Nach der Schulentscheidung des Obersten Gerichtshofs von 1954 kam der eigentliche Durchbruch ein Jahr später in Montgomery (Alabama) — einst Wiege der Konföderation von 1861. Aus einem an sich unbedeutenden, ja alltäglichen Zwischenfall in einem Omnibus am 1. Dezember 1955 zwischen dem weißen Busschaffner und einer farbigen Frau (übrigens Mitglied der NAACP) entwickelte sich spontan ein systematischer Boykott der Omnibus-gesellschaften in Montgomery mit ihren „Jim Crow" -Wagen oder „Jim Crow" -Abteilen
Mit dem Recht und der Demonstration ihrer Geschlossenheit und Entschlossenheit auf ihrer Seite, gelang es ihnen, die dem Bankrott nahen Bus-Gesellschaften schließlich zum Einlenken zu zwingen.
Die neue Methode des gewaltlosen, direkten Kampfs hatte sich zum erstenmal im großen Stil bewährt. In den folgenden Jahren wurde sie an vielen Stellen des Südens eingesetzt, die Erfahrungen wurden systematisiert und auf andere Gebiete übertragen. In langwierigen Boykott-und Demonstrationskampagnen, bei denen eventuelle Gewaltanwendung vom weißen Mob oder von „Ordnungshütern" ausging, eroberten sich die Farbigen des Südens schrittweise die Gleichberechtigung auf der elementarsten Ebene des Lebens — in Bussen, Schwimmbädern, Kinos, Restaurants und Imbißstuben. Die Integration von Schulen und Universitäten war schon gefährlicher und nervenaufreibender, wie Little Rock (Arkansas)
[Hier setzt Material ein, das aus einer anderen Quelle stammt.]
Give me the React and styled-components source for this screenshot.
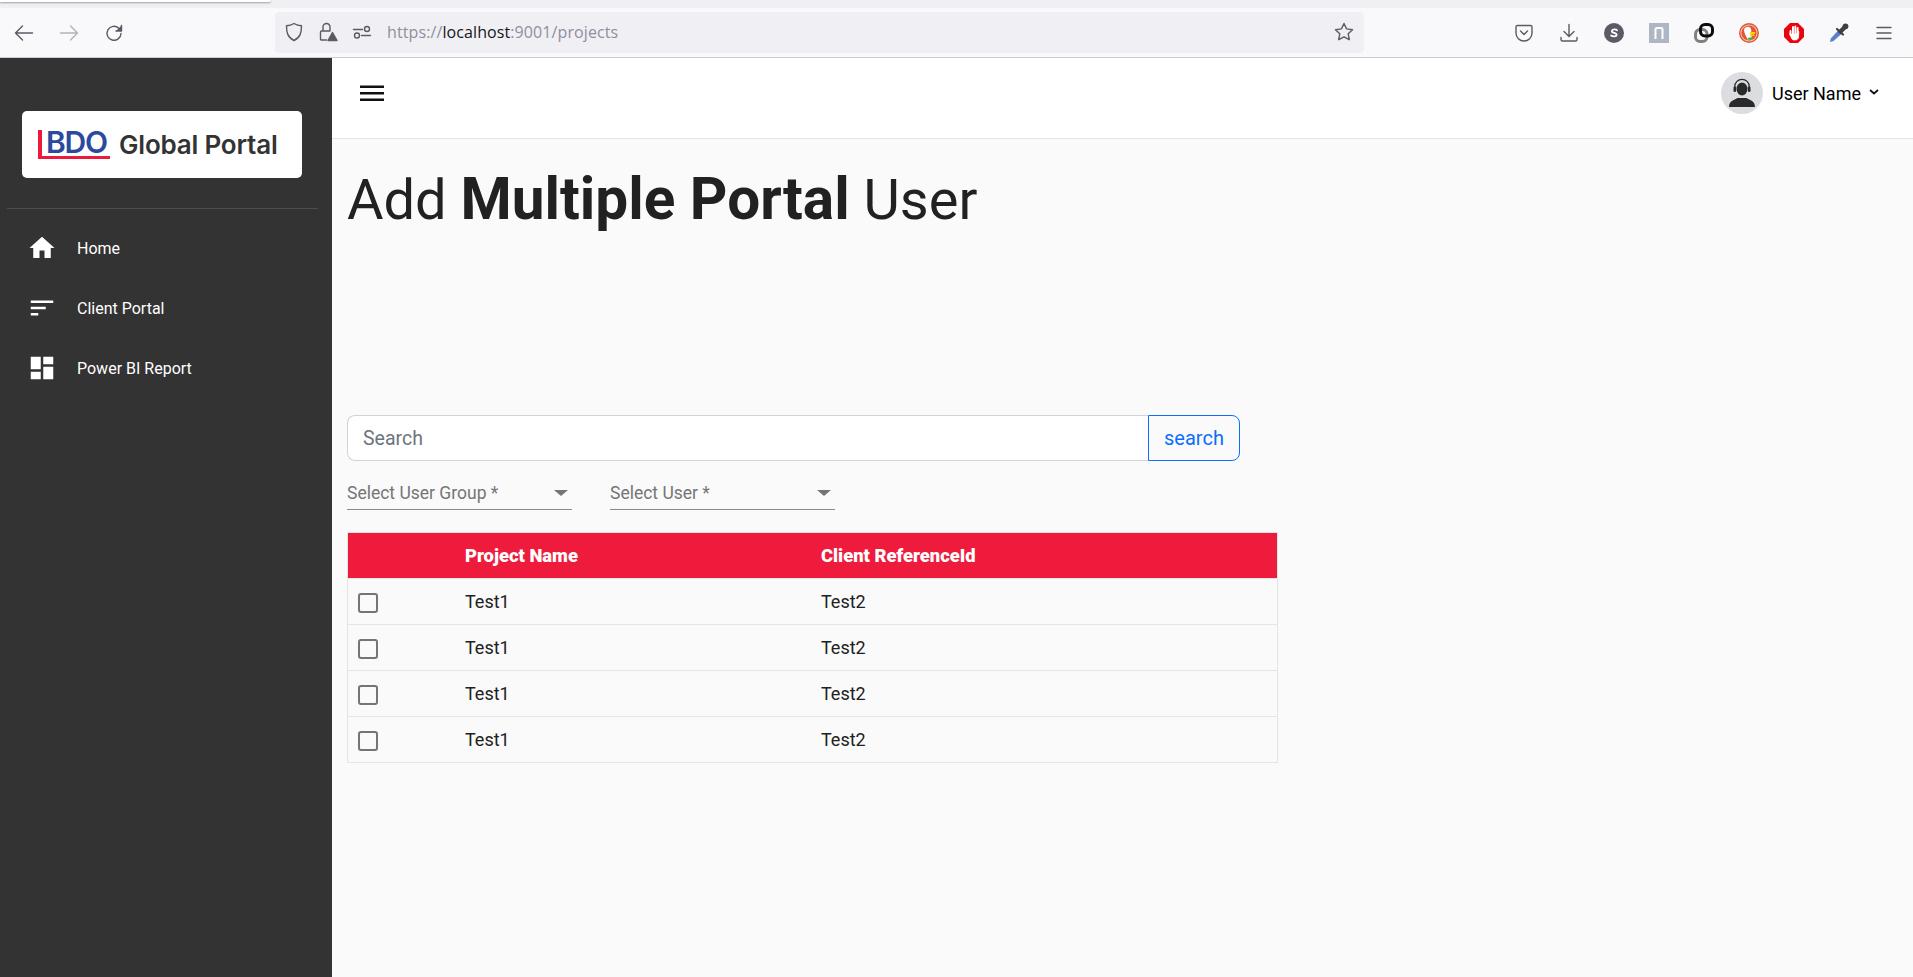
import React from 'react';
import styled, { createGlobalStyle } from 'styled-components';

const Global = createGlobalStyle`
  html, body { margin: 0; padding: 0; height: 100%; background: #fff; }
  body { font-family: Roboto, "Liberation Sans", sans-serif; }
  * { box-sizing: border-box; }
`;

const Page = styled.div`
  display: flex; flex-direction: column; width: 1913px; height: 977px; overflow: hidden;
`;

/* ---- browser chrome ---- */
const TabStrip = styled.div`
  height: 8px; background: #f0f0f4; flex: none;
`;
const TabSliver = styled.div`
  width: 271px; height: 2px; background: #fff; box-shadow: 0 1px 2px rgba(0,0,0,.35); border-bottom-right-radius: 3px;
`;
const Toolbar = styled.div`
  display: flex; align-items: center; height: 50px; flex: none; background: #f9f9fb;
  border-bottom: 1px solid #ccc;
`;
const NavButtons = styled.div`
  display: flex; align-items: center; gap: 25px; width: 275px; padding-left: 14px;
`;
const UrlBar = styled.div`
  display: flex; align-items: center; width: 1089px; height: 41px; background: #f0f0f4;
  border-radius: 4px; padding: 0 10px 0 9px; margin-top: -1px;
`;
const UrlIcons = styled.div`
  display: flex; align-items: center; gap: 14px; margin-right: 15px;
`;
const UrlText = styled.div`
  flex: 1; font-family: "Open Sans", "Noto Sans", sans-serif; font-size: 16px; letter-spacing: .1px; color: #8f8f9d;
`;
const Host = styled.span`color: #15141a;`;
const Extensions = styled.div`
  display: flex; align-items: center; gap: 25px; margin-left: 150px;
`;
const Glyph = styled.svg`
  display: block; flex: none; width: 20px; height: 20px;
  fill: none; stroke: ${p => p.$dim ? '#b3b3b8' : '#5b5b66'}; stroke-width: 1.4; stroke-linecap: round; stroke-linejoin: round;
`;

/* ---- app shell ---- */
const Shell = styled.div`
  flex: 1; display: flex; min-height: 0;
`;
const Sidebar = styled.aside`
  width: 332px; flex: none; background: #333; display: flex; flex-direction: column; padding: 53px 14px 0 7px;
`;
const LogoCard = styled.div`
  width: 280px; height: 67px; margin-left: 15px; background: #fff; border-radius: 5px;
  display: flex; align-items: center; padding-left: 16px; gap: 9px;
`;
const LogoMark = styled.div`
  height: 29px; width: 72px; padding-left: 4px; flex: none;
  font-family: Inter, "Liberation Sans", sans-serif; font-weight: 600; font-size: 30px; line-height: 25px; color: #2a4a9e; letter-spacing: -1.2px;
  border-left: 4px solid #ed1a3b; border-bottom: 3px solid #ed1a3b;
`;
const LogoText = styled.div`
  font-family: Inter, "Liberation Sans", sans-serif; font-weight: 600; font-size: 26px; color: #333; letter-spacing: -0.2px; white-space: nowrap;
`;
const Divider = styled.hr`
  margin: 30px 0 0; border: 0; border-top: 1px solid #4d4d4d;
`;
const Nav = styled.nav`
  display: flex; flex-direction: column; padding: 9px 0 0 20px;
`;
const NavItem = styled.a`
  display: flex; align-items: center; height: 60px; color: #fff; font-size: 16px; gap: 20px;
`;
const NavIcon = styled.svg`
  width: 30px; height: 30px; fill: #fff; flex: none;
`;
const Main = styled.main`
  flex: 1; display: flex; flex-direction: column; min-width: 0; background: #fafafa;
`;
const Topbar = styled.header`
  height: 81px; flex: none; background: #fff; border-bottom: 1px solid #e4e4e4;
  display: flex; align-items: center; justify-content: space-between; padding: 0 33px 10px 28px;
`;
const Burger = styled.svg`
  width: 24px; height: 24px; display: block;
`;
const UserBox = styled.div`
  display: flex; align-items: center; gap: 9px; font-size: 18px; color: #000;
`;
const Avatar = styled.div`
  width: 42px; height: 42px; border-radius: 50%; background: #dcdde0; overflow: hidden; display: flex; align-items: center; justify-content: center;
`;
const Chevron = styled.svg`
  width: 12px; height: 12px; margin: -3px 0 0 -2px;
`;
const Content = styled.div`
  flex: 1; padding: 26px 0 0 15px;
`;
const Title = styled.h1`
  margin: 0; font-size: 56px; font-weight: 400; line-height: 68px; color: #212121;
  b { font-weight: 700; font-size: 58.5px; }
`;
const SearchRow = styled.div`
  display: flex; width: 893px; height: 46px; margin-top: 181px;
`;
const SearchInput = styled.div`
  flex: 1; background: #fff; border: 1px solid #ced4da; border-right: 0; border-radius: 8px 0 0 8px;
  font-size: 19.5px; color: #6c757d; padding-left: 15px; display: flex; align-items: center;
`;
const SearchButton = styled.button`
  width: 92px; background: transparent; border: 1px solid #0d6efd; border-radius: 0 8px 8px 0;
  color: #0d6efd; font: 400 20px Roboto, sans-serif; padding: 0;
`;
const Filters = styled.div`
  display: flex; gap: 38px; margin-top: 13px;
`;
const SelectBox = styled.div`
  display: flex; align-items: center; justify-content: space-between; width: 225px; height: 36px;
  border-bottom: 1px solid #8a8a8a; font-size: 17.5px; color: #757575; padding: 3px 4px 0 0;
`;
const Caret = styled.span`
  width: 0; height: 0; border-left: 7px solid transparent; border-right: 7px solid transparent; border-top: 6px solid #757575;
`;
const Table = styled.div`
  width: 931px; margin-top: 22px; border: 1px solid #e5e5e5;
`;
const Row = styled.div`
  display: grid; grid-template-columns: 117px 356px 1fr; align-items: center; height: 46px; font-size: 18px; color: #212121;
  border-top: 1px solid #e5e5e5;
  &:first-child { border-top: 0; }
`;
const HeadRow = styled(Row)`
  height: 45px; background: #ef1b3c; color: #fff; font-weight: 900; font-size: 18.4px;
`;
const Check = styled.span`
  display: block; width: 20px; height: 20px; margin: 2px 0 0 10px; border: 2px solid #757575; border-radius: 3px;
`;

const items = [
  ['Home', 'M10 20v-6h4v6h5v-8h3L12 3 2 12h3v8z'],
  ['Client Portal', 'M3 18h6v-2H3v2zM3 6v2h18V6H3zm0 7h12v-2H3v2z'],
  ['Power BI Report', 'M3 13h8V3H3v10zm0 8h8v-6H3v6zm10 0h8V11h-8v10zm0-18v6h8V3h-8z'],
];

export default function App() {
  return (
    <Page>
      <Global />
      <TabStrip><TabSliver /></TabStrip>
      <Toolbar>
        <NavButtons>
          <Glyph viewBox="0 0 20 20"><path d="M18.500 10H1.500M8.500 3L1.500 10l7 7" /></Glyph>
          <Glyph $dim viewBox="0 0 20 20"><path d="M1.500 10h17M11.500 3l7 7-7 7" /></Glyph>
          <Glyph viewBox="0 0 20 20"><path d="M17 10.500a7 7 0 1 1-2.200-5.300L17 7.500" /><path d="M17.500 2.500v5.500h-5.500" fill="#5b5b66" /></Glyph>
        </NavButtons>
        <UrlBar>
          <UrlIcons>
            <Glyph viewBox="0 0 20 20"><path d="M10 1.500c2.500 1.500 4.500 2.100 7.500 2.300 0 6.500-1 11.500-7.500 14.700C3.500 15.300 2.500 10.300 2.500 3.800 5.500 3.600 7.500 3 10 1.500z" /></Glyph>
            <Glyph viewBox="0 0 20 20"><path d="M5 9V5a3.500 3.500 0 0 1 7 0v4M8.500 18H3.500a1 1 0 0 1-1-1V10a1 1 0 0 1 1-1H11" /><path d="M14.500 10.500l4.500 8h-9z" fill="#5b5b66" /></Glyph>
            <Glyph viewBox="0 0 20 20"><path d="M1.500 7.500h9M9.500 13.500h9" /><circle cx="15" cy="7" r="2.500" /><circle cx="5" cy="13.500" r="2.500" /></Glyph>
          </UrlIcons>
          <UrlText>https://<Host>localhost</Host>:9001/projects</UrlText>
          <Glyph viewBox="0 0 20 20"><path d="M10 1.500l2.600 5.400 5.900.8-4.300 4.100 1.100 5.900-5.300-2.900-5.300 2.900 1.100-5.900-4.300-4.100 5.900-.8z" /></Glyph>
        </UrlBar>
        <Extensions>
          <Glyph viewBox="0 0 20 20"><path d="M3.500 2.500h13a1.500 1.500 0 0 1 1.500 1.500v6a8 8 0 0 1-16 0V4a1.500 1.500 0 0 1 1.500-1.500z" /><path d="M6.500 8l3.500 3.500L13.500 8" /></Glyph>
          <Glyph viewBox="0 0 20 20"><path d="M10 1.500V13M5 8.500l5 5 5-5M2 14.500v2c0 .9.6 1.500 1.500 1.500h13c.9 0 1.500-.6 1.500-1.500v-2" /></Glyph>
          <Glyph viewBox="0 0 20 20"><circle cx="10" cy="10" r="10" fill="#5b5b66" stroke="none" /><path d="M13 7.200c-.8-1-4.800-1.400-5.200.8-.3 2.200 5 1.500 4.800 3.900-.2 2-4.300 1.700-5.400.6" stroke="#fff" strokeWidth="1.800" /></Glyph>
          <Glyph viewBox="0 0 20 20"><rect width="20" height="20" fill="#aeb6c3" stroke="none" /><path d="M6.500 16V6.500q0-1.500 1.500-1.500h4q1.500 0 1.500 1.500V16" stroke="#fff" strokeWidth="2" strokeLinecap="butt" /></Glyph>
          <Glyph viewBox="0 0 20 20"><rect x="1.500" y="6.500" width="11.500" height="12" rx="4.500" stroke="#808080" strokeWidth="3" /><rect x="6.500" y="1.500" width="12" height="11.500" rx="4.500" stroke="#0c0c0c" strokeWidth="3" /></Glyph>
          <Glyph viewBox="0 0 20 20"><circle cx="10" cy="10" r="10" fill="#de5833" stroke="none" /><circle cx="10" cy="10" r="8.600" fill="#f7c6b6" stroke="none" /><circle cx="10" cy="10" r="7.600" fill="#de5833" stroke="none" /><path d="M5 7c.5-3.500 6-4.500 7-1 .5 2 .2 3 .2 5l.8 5-4 1.200C7.500 14 5 10 5 7z" fill="#fff" stroke="none" /><path d="M11 9h5.500l-1 2H11zm0 2.500h4.500v1.500H11z" fill="#fdd20a" stroke="none" /><path d="M8.500 15l4.500-1v2.700l-3.500.6z" fill="#4cba3c" stroke="none" /></Glyph>
          <Glyph viewBox="0 0 20 20"><path d="M6 0h8l6 6v8l-6 6H6l-6-6V6z" fill="#e8050f" stroke="none" /><path d="M6.500 12V8M9 11V4M11.300 11V3.500M13.600 11V5" stroke="#fff" strokeWidth="1.900" /><path d="M5.700 10.500l1.800 5 1.500 1.500h3.500l2-2 .4-6.500-.8-.2-1.600 2.700H7z" fill="#fff" stroke="#fff" strokeWidth=".6" /></Glyph>
          <Glyph viewBox="0 0 20 20"><path d="M9.500 7L1.800 15.500 1 19l3.500-1L13 10.500z" fill="#5b7fc9" stroke="none" /><path d="M8 6l6 5.500" stroke="#3e3e46" strokeWidth="2.200" /><path d="M11.500 8.500l4-4" stroke="#3e3e46" strokeWidth="4.500" /><circle cx="16.500" cy="3.300" r="2.900" fill="#3e3e46" stroke="none" /></Glyph>
          <Glyph viewBox="0 0 20 20"><path d="M3 4.500h14M3 10h14M3 15.500h14" /></Glyph>
        </Extensions>
      </Toolbar>
      <Shell>
        <Sidebar>
          <LogoCard>
            <LogoMark>BDO</LogoMark>
            <LogoText>Global Portal</LogoText>
          </LogoCard>
          <Divider />
          <Nav>
            {items.map(([label, d]) => (
              <NavItem key={label}>
                <NavIcon viewBox="0 0 24 24"><path d={d} /></NavIcon>
                {label}
              </NavItem>
            ))}
          </Nav>
        </Sidebar>
        <Main>
          <Topbar>
            <Burger viewBox="0 0 24 24"><path d="M0 4.500h24v2.500H0zM0 11h24v2.500H0zM0 17.500h24V20H0z" fill="#111" /></Burger>
            <UserBox>
              <Avatar>
                <svg width="26" height="30" viewBox="0 0 26 30">
                  <ellipse cx="13" cy="11" rx="5.500" ry="6.500" fill="#2a2a2a" />
                  <path d="M5.800 11V8.500a7.200 7.200 0 0 1 14.400 0V11" fill="none" stroke="#2a2a2a" strokeWidth="1.300" />
                  <rect x="4.500" y="8.500" width="2.600" height="5.500" rx="1.300" fill="#2a2a2a" />
                  <rect x="18.900" y="8.500" width="2.600" height="5.500" rx="1.300" fill="#2a2a2a" />
                  <path d="M0 29c0-6 5-7 8.500-9h9c3.500 2 8.500 3 8.500 9z" fill="#2a2a2a" />
                </svg>
              </Avatar>
              User Name
              <Chevron viewBox="0 0 12 12"><path d="M2 4l4 3.500L10 4" fill="none" stroke="#111" strokeWidth="1.700" /></Chevron>
            </UserBox>
          </Topbar>
          <Content>
            <Title>Add <b>Multiple Portal</b> User</Title>
            <SearchRow>
              <SearchInput>Search</SearchInput>
              <SearchButton>search</SearchButton>
            </SearchRow>
            <Filters>
              <SelectBox>Select User Group *<Caret /></SelectBox>
              <SelectBox>Select User *<Caret /></SelectBox>
            </Filters>
            <Table>
              <HeadRow><span /><span>Project Name</span><span>Client ReferenceId</span></HeadRow>
              {[0, 1, 2, 3].map(i => (
                <Row key={i}><Check /><span>Test1</span><span>Test2</span></Row>
              ))}
            </Table>
          </Content>
        </Main>
      </Shell>
    </Page>
  );
}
1957 und der Fall des Studenten James Meridith an der Mississippi-University 1962 beweisen. Zum Schutz der neuen Schüler von Little Rock und des einsamen Studenten James Meridith vor dem Terror weißer Einwohner, Mitschülern bzw. Kommilitonen wurde es nötig, wochen-und monatelang Bundesmilitär einzusetzen. Meridith studiert heute — nach den Erfahrungen in Mississippi — unangefochten an der Universität in Ibadan, Nigeria. b) Die neuen Organisationen Das wichtigste Ergebnis der gewaltlosen Kampfaktionen war die Aufrüttelung breiter Massen unter den Farbigen des Südens aus ihrer politischen Lethargie und die Mobilisierung weiter Kreise der liberalen Intelligenz unter den Weißen aus ihrer Indifferenz. Zugleich wurde das Ringen immer besser durch-organisiert. Neue Gruppen übernahmen die Führung, nachdem sich die NAACP an den neuen Initiativen seit Montgomery nicht ausreichend beteiligte.
SCLC Um Martin L. King kristallisierte sich die „Southern Christian Leadership Conference" (SCLC)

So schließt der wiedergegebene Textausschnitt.